The board of governors would have a maximum of nineteen members including one chairperson of the board; a nominee each from central and state governments; two members of the faculty; four eminent personalities from fields including education and industry, one of whom has to be a woman, and; the director of the institute.

=== Academic council ===
The Act provides for the creation of an academic council for each IIM, which is the principal academic body under the act and which would decide the: (a) academic content; (b) criteria and processes for admissions to course; and (c) guidelines for conduct of examinations.

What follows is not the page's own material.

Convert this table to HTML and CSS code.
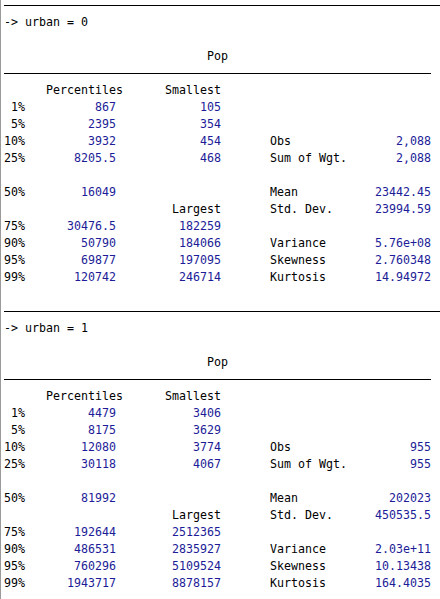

The academic council would comprise: (a) the director; (b) deans in charge of academics, research, student affairs and other such functions of the institute; (c) chairs and coordinators of various areas, programmes, faculties, centres, departments and schools of the institute; (d) all full-time faculty members at the level of professor and; (e) members, by invitation of the board — on the recommendation of the director — who are eminent in the fields of industry, finance, management, academics and public administration.

=== Coordination forum ===
The Act provides for the creation of a coordination forum, which would discuss matters pertaining to all IIMs.

The coordination forum would comprise: (a) Higher Education Secretary (ex-officio); (b) two secretaries in charge of management education of state governments in which the institutes are located, by rotation, each year (ex-officio); (c) four chairpersons of institutes, to be nominated by the chairperson of the coordination forum, by rotation for two years; (d) the director of each institute (ex-officio); (e) five eminent personalities—of whom one has to be of a woman—in the fields of academia and public service.

The bill also proposes to incorporate many other changes like audit of institutes by the Comptroller and Auditor General of India.

== Aftermath ==
Even after the commencement of the Act, not all IIMs granted degrees in the first year of its commencement. IIM Lucknow, IIM Ranchi, IIM Rohtak and IIM Ahmedabad granted postgraduate diplomas, whereas IIM Bangalore, IIM Calcutta, IIM Indore, IIM Udaipur, IIM Visakhapatnam granted degrees.

In March 2018, IIMs were told at a meeting with HRD ministry that the Act only empowered them to grant degrees for courses with duration of two years or more. Further, the ministry told the institutes that, for them to confer degrees not mentioned in the University Grants Commission Act, 1956, the institutes would have to seek the government's permission. IIMs were also asked to chalk up their action plan and outline their long-term strategy.